What are some of the challenges faced by teachers in the specialist school sector?
I come from a teaching lens. I think there’s two main factors that the Department of Education is still catching up with. Part of that is around having a robust and agreed curriculum, and the way that we teach kids with disability. There has been a lack of sophistication from a department level around how do we teach the kids in the best ways that’s going to make the most impact, and how do we assess their growth because the kids don’t learn a year for a year, like their mainstream counterparts generally do.
It’s a lot harder to assess the impact of the teaching and learning for that particular child when their growth is not at the same rate as their mainstream peers who don’t have intellectual disabilities. I think that’s something for us to work our way through.
Specialist schools sit under the same curriculum and assessment standards as government schools. Our curriculum is the Victorian Curriculum. A lot of our students operate in the pre-Foundational years. However, as a result of our systematic synthetic phonics program, we have fewer students who are sitting in that level because of the way that we’re teaching. We’ve got kids who are at the same level or just below their mainstream peers, particularly in the early years.
Schools like ourselves are able to capture that data but there isn’t a system-wide way of doing it, so when we have to report back to the Department of Education on the curriculum levels of our kids, they’re not going to see much, if any, growth.

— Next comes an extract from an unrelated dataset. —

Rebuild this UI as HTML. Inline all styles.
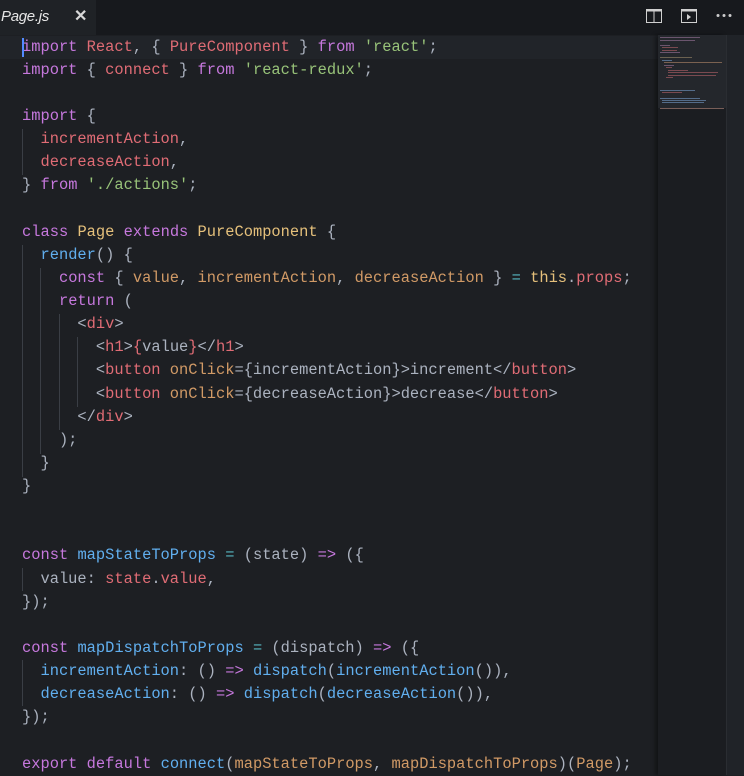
<!DOCTYPE html>
<html><head><meta charset="utf-8"><style>
html,body{margin:0;padding:0;width:744px;height:775px;overflow:hidden;background:#1d1f23;}
.tabbar{position:absolute;left:0;top:0;width:744px;height:35px;background:#17191d;}
.tab{position:absolute;left:0;top:0;width:96px;height:35px;background:#1f2226;}
.tab .t{position:absolute;left:1px;top:8px;font:italic 15px "Liberation Sans",sans-serif;color:#e6e6e6;letter-spacing:-0.3px}
.tab .x{position:absolute;left:74px;top:6px;font:bold 16px "Liberation Sans",sans-serif;color:#d8d8d8}
.ed{position:absolute;left:0;top:35px;width:744px;height:740px;background:#1d1f23}
.cur{position:absolute;left:0;top:36px;width:658px;height:23px;background:#212429}
.caret{position:absolute;left:22px;top:38px;width:2px;height:19px;background:#528bff}
pre{position:absolute;left:22px;top:35.7px;margin:0;font:15.4px/23.13px "Liberation Mono",monospace;color:#abb2bf}
.k{color:#c678dd}.r{color:#e06c75}.s{color:#98c379}.o{color:#d19a66}.f{color:#61afef}.c{color:#56b6c2}.y{color:#e5c07b}
.g{position:absolute;width:1px;background:#3a3e45}
.mini{position:absolute;left:658px;top:35px;width:68px;height:740px;background:#1b1d21;box-shadow:-3px 0 4px rgba(0,0,0,.4)}
.miniv{position:absolute;left:658px;top:35px;width:68px;height:73px;background:#24272c}
.sb{position:absolute;left:726px;top:35px;width:18px;height:740px;background:#202328;border-left:1px solid #2a2d32}
.ml{position:absolute;height:1px;opacity:.7}
</style></head><body>
<div class="tabbar">
 <div class="tab"><span class="t">Page.js</span><span class="x">✕</span></div>
 <svg style="position:absolute;left:646px;top:9px" width="16" height="14"><rect x="0.5" y="0.5" width="15" height="13" fill="none" stroke="#d0d0d0"/><rect x="0.5" y="0.5" width="15" height="2" fill="#d0d0d0"/><line x1="8" y1="1" x2="8" y2="14" stroke="#d0d0d0"/></svg>
 <svg style="position:absolute;left:681px;top:9px" width="16" height="14"><rect x="0.5" y="0.5" width="15" height="13" fill="none" stroke="#d0d0d0"/><rect x="0.5" y="0.5" width="15" height="2" fill="#d0d0d0"/><path d="M6 5 L10 8 L6 11Z" fill="#d0d0d0"/></svg>
 <svg style="position:absolute;left:716px;top:13px" width="16" height="5"><circle cx="2" cy="2.5" r="1.5" fill="#ccc"/><circle cx="8" cy="2.5" r="1.5" fill="#ccc"/><circle cx="14" cy="2.5" r="1.5" fill="#ccc"/></svg>
</div>
<div class="ed"></div>
<div class="cur"></div>
<div class="g" style="left:22px;top:129px;height:46px"></div>
<div class="g" style="left:22px;top:245px;height:232px"></div>
<div class="g" style="left:40px;top:268px;height:186px"></div>
<div class="g" style="left:59px;top:314px;height:116px"></div>
<div class="g" style="left:77px;top:337px;height:70px"></div>
<div class="g" style="left:22px;top:568px;height:23px"></div>
<div class="g" style="left:22px;top:660px;height:46px"></div>
<pre><span class="k">import</span> <span class="r">React</span>, { <span class="r">PureComponent</span> } <span class="k">from</span> <span class="s">'react'</span>;
<span class="k">import</span> { <span class="r">connect</span> } <span class="k">from</span> <span class="s">'react-redux'</span>;

<span class="k">import</span> {
  <span class="r">incrementAction</span>,
  <span class="r">decreaseAction</span>,
} <span class="k">from</span> <span class="s">'./actions'</span>;

<span class="k">class</span> <span class="y">Page</span> <span class="k">extends</span> <span class="y">PureComponent</span> {
  <span class="f">render</span>() {
    <span class="k">const</span> { <span class="o">value</span>, <span class="o">incrementAction</span>, <span class="o">decreaseAction</span> } <span class="c">=</span> <span class="y">this</span>.<span class="r">props</span>;
    <span class="k">return</span> (
      &lt;<span class="r">div</span>&gt;
        &lt;<span class="r">h1</span>&gt;<span class="r">{</span>value<span class="r">}</span>&lt;/<span class="r">h1</span>&gt;
        &lt;<span class="r">button</span> <span class="o">onClick</span>={incrementAction}&gt;increment&lt;/<span class="r">button</span>&gt;
        &lt;<span class="r">button</span> <span class="o">onClick</span>={decreaseAction}&gt;decrease&lt;/<span class="r">button</span>&gt;
      &lt;/<span class="r">div</span>&gt;
    );
  }
}


<span class="k">const</span> <span class="f">mapStateToProps</span> <span class="c">=</span> (state) <span class="k">=&gt;</span> ({
  value: <span class="r">state</span>.<span class="r">value</span>,
});

<span class="k">const</span> <span class="f">mapDispatchToProps</span> <span class="c">=</span> (dispatch) <span class="k">=&gt;</span> ({
  <span class="f">incrementAction</span>: () <span class="k">=&gt;</span> <span class="f">dispatch</span>(<span class="f">incrementAction</span>()),
  <span class="f">decreaseAction</span>: () <span class="k">=&gt;</span> <span class="f">dispatch</span>(<span class="f">decreaseAction</span>()),
});

<span class="k">export</span> <span class="k">default</span> <span class="f">connect</span>(<span class="o">mapStateToProps</span>, <span class="o">mapDispatchToProps</span>)(<span class="o">Page</span>);</pre>
<div class="caret"></div>
<div class="mini"></div>
<div class="miniv"></div>
<div class="ml" style="left:660px;top:37px;width:40px;background:#8a6a8a"></div>
<div class="ml" style="left:660px;top:40px;width:35px;background:#8a6a8a"></div>
<div class="ml" style="left:660px;top:45px;width:10px;background:#8a6a8a"></div>
<div class="ml" style="left:662px;top:47px;width:16px;background:#a05a60"></div>
<div class="ml" style="left:662px;top:50px;width:15px;background:#a05a60"></div>
<div class="ml" style="left:660px;top:52px;width:20px;background:#8a6a8a"></div>
<div class="ml" style="left:660px;top:57px;width:32px;background:#8a7a60"></div>
<div class="ml" style="left:662px;top:60px;width:10px;background:#6a8ab0"></div>
<div class="ml" style="left:664px;top:62px;width:58px;background:#a07a60"></div>
<div class="ml" style="left:664px;top:65px;width:10px;background:#8a6a8a"></div>
<div class="ml" style="left:666px;top:67px;width:6px;background:#a05a60"></div>
<div class="ml" style="left:668px;top:70px;width:20px;background:#a05a60"></div>
<div class="ml" style="left:668px;top:72px;width:50px;background:#a05a60"></div>
<div class="ml" style="left:668px;top:75px;width:48px;background:#a05a60"></div>
<div class="ml" style="left:666px;top:77px;width:7px;background:#a05a60"></div>
<div class="ml" style="left:660px;top:90px;width:35px;background:#6a8ab0"></div>
<div class="ml" style="left:662px;top:92px;width:20px;background:#a05a60"></div>
<div class="ml" style="left:660px;top:98px;width:40px;background:#6a8ab0"></div>
<div class="ml" style="left:662px;top:100px;width:44px;background:#6a8ab0"></div>
<div class="ml" style="left:662px;top:102px;width:42px;background:#6a8ab0"></div>
<div class="ml" style="left:660px;top:108px;width:64px;background:#a07a70"></div>
<div class="sb"></div>
</body></html>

Whereas we can show the growth that kids have within any given content descriptor to show that while they can’t do it perfect yet, they can do it with an extra level of independence that they couldn’t before, or they’ve achieved a couple of the goals within that level, they just haven’t achieved all of them.
Any final words?
I have loved every bit of my journey in specialist education and I am looking forward to many years to come working with students, staff and the families in these communities.